[YOUR OBJECTIVE]: Would you retype, exactly and without the pictures, the lines between the line holding "Rebuild this screenshot" and the line holding "const teeth = [0, 60, 120, 180, 240, 300]", inclusive, and nothing else?
━━━ RECORDS SUPPLIED
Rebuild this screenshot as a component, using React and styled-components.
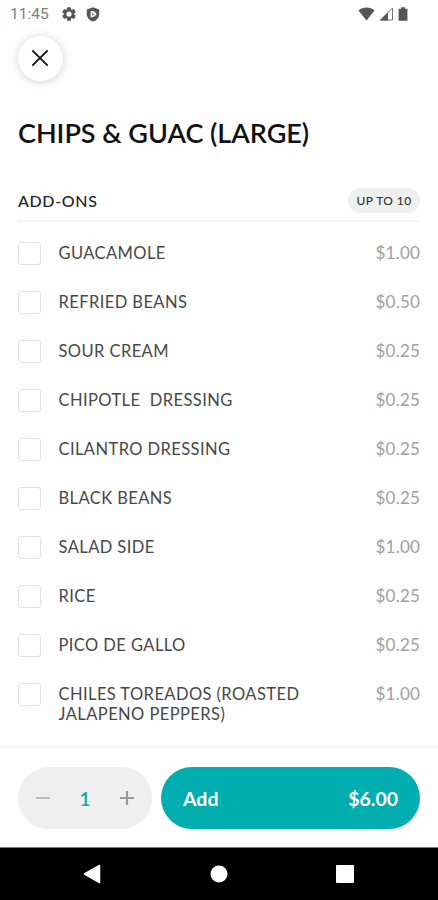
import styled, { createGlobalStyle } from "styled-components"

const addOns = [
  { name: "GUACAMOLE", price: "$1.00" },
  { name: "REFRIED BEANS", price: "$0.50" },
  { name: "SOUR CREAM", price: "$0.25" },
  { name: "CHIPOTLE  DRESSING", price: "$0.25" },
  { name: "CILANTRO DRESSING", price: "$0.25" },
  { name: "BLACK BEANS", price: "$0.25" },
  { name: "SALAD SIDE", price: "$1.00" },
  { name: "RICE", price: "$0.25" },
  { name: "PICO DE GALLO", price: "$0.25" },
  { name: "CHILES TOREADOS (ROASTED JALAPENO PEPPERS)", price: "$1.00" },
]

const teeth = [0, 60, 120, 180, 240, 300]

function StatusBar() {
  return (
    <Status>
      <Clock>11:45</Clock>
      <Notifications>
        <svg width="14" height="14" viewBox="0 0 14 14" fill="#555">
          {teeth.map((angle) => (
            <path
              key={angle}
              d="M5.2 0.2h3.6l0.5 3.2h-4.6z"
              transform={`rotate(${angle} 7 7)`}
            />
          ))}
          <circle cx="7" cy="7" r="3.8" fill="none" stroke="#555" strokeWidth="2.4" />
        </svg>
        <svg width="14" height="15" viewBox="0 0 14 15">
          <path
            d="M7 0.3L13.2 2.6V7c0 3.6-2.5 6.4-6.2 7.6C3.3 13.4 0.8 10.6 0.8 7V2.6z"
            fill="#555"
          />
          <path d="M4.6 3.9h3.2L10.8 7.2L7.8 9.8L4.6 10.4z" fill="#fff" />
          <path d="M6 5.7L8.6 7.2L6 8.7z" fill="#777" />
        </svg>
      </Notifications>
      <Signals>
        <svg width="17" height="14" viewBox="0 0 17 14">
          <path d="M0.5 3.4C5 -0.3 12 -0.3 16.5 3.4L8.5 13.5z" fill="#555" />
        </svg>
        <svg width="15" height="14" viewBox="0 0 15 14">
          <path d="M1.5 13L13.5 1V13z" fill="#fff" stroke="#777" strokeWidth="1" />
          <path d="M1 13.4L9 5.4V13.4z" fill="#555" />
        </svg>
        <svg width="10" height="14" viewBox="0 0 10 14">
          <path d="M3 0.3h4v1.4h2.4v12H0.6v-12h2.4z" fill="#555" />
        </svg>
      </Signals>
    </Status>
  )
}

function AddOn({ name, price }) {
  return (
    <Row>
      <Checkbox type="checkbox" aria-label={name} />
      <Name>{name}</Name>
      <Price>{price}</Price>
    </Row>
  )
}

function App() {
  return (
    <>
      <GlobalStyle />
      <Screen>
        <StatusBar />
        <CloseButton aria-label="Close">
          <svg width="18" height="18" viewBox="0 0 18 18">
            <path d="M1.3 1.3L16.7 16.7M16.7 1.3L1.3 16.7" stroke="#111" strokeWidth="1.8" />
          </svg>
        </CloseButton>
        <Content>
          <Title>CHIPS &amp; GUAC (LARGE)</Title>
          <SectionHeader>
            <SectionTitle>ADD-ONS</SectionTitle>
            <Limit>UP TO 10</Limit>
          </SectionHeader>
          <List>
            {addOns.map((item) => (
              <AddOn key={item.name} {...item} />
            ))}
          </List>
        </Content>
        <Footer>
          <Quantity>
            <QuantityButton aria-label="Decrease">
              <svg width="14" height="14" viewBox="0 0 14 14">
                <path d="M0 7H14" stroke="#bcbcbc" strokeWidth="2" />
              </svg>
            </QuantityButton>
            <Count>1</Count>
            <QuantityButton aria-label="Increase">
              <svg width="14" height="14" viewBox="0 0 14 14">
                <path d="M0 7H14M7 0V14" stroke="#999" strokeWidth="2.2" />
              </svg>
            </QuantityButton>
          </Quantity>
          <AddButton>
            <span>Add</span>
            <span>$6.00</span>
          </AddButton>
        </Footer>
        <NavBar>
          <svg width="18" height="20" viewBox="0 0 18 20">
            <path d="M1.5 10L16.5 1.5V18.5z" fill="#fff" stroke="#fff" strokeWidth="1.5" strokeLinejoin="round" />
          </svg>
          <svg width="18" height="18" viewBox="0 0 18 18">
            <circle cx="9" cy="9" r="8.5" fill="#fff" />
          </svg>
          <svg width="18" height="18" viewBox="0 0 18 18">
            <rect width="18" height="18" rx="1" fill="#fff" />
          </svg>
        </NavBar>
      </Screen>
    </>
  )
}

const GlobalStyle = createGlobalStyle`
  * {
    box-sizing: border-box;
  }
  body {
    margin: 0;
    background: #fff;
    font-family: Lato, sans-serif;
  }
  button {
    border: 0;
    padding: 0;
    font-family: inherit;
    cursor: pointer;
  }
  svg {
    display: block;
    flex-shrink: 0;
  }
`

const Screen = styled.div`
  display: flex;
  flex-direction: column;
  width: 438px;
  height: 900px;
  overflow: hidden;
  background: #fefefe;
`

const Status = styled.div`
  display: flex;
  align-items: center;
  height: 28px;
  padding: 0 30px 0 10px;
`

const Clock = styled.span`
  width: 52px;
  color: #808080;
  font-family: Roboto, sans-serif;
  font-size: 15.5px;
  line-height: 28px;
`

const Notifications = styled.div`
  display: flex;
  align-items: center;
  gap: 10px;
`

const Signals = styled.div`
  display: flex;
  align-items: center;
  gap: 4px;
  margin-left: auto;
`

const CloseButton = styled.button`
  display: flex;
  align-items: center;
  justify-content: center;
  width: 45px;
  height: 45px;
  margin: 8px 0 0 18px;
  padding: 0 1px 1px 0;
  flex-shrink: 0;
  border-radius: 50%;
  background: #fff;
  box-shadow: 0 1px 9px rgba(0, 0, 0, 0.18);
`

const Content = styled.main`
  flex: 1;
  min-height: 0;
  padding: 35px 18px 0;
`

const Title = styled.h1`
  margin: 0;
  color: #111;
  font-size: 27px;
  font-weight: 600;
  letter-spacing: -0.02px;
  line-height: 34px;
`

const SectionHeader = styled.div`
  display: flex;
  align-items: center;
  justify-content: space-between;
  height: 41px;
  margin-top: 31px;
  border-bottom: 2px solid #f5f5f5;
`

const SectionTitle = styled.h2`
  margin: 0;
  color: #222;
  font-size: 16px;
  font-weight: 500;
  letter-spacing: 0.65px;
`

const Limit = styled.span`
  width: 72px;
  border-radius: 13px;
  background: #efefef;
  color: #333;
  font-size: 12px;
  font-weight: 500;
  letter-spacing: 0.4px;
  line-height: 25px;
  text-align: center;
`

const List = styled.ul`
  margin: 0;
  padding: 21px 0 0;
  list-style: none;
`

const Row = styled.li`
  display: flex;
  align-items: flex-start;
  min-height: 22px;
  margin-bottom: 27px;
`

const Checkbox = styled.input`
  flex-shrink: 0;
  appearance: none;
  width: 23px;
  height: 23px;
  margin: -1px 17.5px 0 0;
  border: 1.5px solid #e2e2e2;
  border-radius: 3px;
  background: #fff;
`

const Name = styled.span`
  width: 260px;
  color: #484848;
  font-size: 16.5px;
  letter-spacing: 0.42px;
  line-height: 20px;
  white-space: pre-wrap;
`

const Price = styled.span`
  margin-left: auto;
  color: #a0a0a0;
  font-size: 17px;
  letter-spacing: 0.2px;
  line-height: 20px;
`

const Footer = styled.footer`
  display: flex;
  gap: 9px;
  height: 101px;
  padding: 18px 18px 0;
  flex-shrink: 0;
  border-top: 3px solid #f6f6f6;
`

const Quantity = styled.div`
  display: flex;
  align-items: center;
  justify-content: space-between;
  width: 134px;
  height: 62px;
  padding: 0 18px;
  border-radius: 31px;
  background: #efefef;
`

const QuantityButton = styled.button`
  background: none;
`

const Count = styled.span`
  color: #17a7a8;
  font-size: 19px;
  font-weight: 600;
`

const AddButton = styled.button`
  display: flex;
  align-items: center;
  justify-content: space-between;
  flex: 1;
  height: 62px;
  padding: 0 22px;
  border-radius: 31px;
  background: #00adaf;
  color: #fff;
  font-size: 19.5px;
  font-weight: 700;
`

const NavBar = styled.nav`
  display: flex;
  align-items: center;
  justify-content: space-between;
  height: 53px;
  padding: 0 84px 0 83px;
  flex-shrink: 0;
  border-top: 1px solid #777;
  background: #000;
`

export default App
━━━━━━
━━━ RECORDS SUPPLIED
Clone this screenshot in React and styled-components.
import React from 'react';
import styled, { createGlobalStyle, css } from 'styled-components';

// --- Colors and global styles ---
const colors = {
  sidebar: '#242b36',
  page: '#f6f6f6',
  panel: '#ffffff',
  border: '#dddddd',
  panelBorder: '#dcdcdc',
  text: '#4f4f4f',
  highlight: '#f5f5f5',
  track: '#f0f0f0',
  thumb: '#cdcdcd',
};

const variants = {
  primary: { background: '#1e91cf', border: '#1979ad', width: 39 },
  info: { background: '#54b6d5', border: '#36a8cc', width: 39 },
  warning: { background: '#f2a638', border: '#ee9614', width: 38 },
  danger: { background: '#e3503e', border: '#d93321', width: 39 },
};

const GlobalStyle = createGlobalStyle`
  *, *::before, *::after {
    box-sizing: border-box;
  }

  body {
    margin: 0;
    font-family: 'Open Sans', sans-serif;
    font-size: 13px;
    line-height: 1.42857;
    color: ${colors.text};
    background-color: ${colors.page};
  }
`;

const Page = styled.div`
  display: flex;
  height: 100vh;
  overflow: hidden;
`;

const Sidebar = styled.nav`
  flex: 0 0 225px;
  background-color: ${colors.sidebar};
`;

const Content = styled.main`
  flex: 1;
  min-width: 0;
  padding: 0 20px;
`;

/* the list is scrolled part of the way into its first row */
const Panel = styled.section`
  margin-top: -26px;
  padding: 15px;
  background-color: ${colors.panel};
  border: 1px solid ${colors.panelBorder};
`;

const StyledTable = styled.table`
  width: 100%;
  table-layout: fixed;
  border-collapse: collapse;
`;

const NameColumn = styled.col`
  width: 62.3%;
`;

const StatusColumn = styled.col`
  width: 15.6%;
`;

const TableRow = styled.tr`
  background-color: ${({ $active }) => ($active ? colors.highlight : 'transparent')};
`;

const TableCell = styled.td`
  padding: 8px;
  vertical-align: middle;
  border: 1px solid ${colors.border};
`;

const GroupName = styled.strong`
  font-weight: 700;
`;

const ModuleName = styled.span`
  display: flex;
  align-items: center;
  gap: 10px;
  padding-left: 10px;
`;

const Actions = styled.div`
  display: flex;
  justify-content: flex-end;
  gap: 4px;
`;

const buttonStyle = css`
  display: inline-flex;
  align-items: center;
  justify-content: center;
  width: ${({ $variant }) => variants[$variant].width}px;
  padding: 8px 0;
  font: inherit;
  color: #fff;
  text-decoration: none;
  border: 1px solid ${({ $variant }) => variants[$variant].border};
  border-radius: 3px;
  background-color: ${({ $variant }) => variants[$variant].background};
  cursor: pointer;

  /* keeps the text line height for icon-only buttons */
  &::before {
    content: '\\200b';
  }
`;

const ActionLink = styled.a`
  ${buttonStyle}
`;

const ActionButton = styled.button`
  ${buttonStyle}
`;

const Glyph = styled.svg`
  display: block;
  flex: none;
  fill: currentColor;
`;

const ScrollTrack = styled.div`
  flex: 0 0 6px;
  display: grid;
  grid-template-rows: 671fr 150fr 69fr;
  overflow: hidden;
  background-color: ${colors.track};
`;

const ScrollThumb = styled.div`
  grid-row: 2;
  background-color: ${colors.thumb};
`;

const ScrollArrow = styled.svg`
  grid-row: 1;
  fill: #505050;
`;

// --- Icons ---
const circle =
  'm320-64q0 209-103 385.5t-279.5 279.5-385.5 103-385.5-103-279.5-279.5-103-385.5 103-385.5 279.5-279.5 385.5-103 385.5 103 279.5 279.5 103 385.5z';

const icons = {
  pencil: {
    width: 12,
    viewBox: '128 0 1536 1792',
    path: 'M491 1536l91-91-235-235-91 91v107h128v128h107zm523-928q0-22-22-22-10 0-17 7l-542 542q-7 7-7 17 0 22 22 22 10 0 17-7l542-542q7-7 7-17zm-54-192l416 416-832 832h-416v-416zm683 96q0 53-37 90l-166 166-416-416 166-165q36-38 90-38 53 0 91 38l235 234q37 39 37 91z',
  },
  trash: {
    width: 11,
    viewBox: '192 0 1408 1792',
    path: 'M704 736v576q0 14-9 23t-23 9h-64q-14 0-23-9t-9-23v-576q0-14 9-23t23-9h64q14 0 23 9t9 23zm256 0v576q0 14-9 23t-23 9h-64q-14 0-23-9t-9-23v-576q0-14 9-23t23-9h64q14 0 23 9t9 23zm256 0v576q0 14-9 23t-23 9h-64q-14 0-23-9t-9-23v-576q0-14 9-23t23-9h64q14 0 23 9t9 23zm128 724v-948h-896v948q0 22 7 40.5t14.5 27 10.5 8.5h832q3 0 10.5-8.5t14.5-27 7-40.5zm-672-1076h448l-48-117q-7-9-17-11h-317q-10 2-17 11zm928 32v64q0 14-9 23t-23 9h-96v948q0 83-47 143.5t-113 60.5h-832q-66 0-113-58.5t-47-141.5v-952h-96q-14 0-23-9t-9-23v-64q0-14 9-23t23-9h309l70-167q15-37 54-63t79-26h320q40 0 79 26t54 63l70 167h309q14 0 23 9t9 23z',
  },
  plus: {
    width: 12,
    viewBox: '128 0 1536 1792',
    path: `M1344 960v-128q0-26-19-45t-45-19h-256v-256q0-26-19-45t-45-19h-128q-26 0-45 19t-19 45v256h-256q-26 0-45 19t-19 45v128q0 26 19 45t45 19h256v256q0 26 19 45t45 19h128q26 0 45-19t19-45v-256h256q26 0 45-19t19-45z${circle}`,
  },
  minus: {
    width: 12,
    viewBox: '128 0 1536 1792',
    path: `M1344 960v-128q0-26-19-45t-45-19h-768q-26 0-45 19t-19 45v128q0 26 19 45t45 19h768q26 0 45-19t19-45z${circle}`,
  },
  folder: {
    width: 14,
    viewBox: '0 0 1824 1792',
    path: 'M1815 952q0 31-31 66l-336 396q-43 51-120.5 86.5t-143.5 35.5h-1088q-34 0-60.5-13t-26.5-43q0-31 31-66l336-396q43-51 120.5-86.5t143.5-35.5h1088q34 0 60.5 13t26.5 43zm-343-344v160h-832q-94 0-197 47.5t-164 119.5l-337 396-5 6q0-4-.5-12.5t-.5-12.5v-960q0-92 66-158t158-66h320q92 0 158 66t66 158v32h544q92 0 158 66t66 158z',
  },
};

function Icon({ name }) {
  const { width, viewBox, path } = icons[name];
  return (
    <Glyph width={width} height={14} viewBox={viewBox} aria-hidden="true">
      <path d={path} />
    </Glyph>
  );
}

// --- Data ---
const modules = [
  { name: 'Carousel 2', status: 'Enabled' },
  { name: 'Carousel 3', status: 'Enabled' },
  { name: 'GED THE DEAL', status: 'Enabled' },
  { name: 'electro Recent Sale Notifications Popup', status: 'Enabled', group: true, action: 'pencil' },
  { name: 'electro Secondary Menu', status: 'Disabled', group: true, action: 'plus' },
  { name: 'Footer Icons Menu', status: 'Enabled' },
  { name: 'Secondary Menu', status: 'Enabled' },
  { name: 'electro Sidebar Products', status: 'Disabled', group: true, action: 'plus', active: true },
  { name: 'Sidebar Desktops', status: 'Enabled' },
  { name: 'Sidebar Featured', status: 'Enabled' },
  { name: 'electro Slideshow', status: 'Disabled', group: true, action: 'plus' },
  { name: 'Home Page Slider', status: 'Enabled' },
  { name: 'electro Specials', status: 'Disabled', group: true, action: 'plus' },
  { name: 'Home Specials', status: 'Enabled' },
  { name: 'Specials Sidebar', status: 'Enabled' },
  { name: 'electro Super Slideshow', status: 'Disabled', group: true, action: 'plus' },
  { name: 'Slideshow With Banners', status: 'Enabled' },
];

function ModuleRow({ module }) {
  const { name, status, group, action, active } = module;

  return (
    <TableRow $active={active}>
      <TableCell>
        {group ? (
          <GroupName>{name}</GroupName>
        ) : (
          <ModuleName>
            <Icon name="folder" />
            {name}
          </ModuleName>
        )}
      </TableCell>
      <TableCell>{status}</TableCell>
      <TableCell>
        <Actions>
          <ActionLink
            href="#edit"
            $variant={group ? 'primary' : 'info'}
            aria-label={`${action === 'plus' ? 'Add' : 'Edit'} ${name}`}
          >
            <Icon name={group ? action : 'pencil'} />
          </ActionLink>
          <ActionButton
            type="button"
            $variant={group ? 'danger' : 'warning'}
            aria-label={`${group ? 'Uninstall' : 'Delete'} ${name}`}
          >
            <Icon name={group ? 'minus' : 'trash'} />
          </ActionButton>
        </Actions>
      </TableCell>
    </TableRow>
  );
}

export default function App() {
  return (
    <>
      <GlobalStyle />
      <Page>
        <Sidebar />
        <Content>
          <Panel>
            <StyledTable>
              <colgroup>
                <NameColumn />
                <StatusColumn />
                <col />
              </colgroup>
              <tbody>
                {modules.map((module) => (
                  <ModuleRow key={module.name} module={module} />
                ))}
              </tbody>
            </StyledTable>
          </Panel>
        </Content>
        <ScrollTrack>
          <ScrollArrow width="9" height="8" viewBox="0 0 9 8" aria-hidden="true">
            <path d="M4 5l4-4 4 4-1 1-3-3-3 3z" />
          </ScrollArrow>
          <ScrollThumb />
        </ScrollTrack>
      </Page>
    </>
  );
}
━━━━━━
[EXERCISE RESPONSE]:
Rebuild this screenshot as a component, using React and styled-components.
import styled, { createGlobalStyle } from "styled-components"

const addOns = [
  { name: "GUACAMOLE", price: "$1.00" },
  { name: "REFRIED BEANS", price: "$0.50" },
  { name: "SOUR CREAM", price: "$0.25" },
  { name: "CHIPOTLE  DRESSING", price: "$0.25" },
  { name: "CILANTRO DRESSING", price: "$0.25" },
  { name: "BLACK BEANS", price: "$0.25" },
  { name: "SALAD SIDE", price: "$1.00" },
  { name: "RICE", price: "$0.25" },
  { name: "PICO DE GALLO", price: "$0.25" },
  { name: "CHILES TOREADOS (ROASTED JALAPENO PEPPERS)", price: "$1.00" },
]

const teeth = [0, 60, 120, 180, 240, 300]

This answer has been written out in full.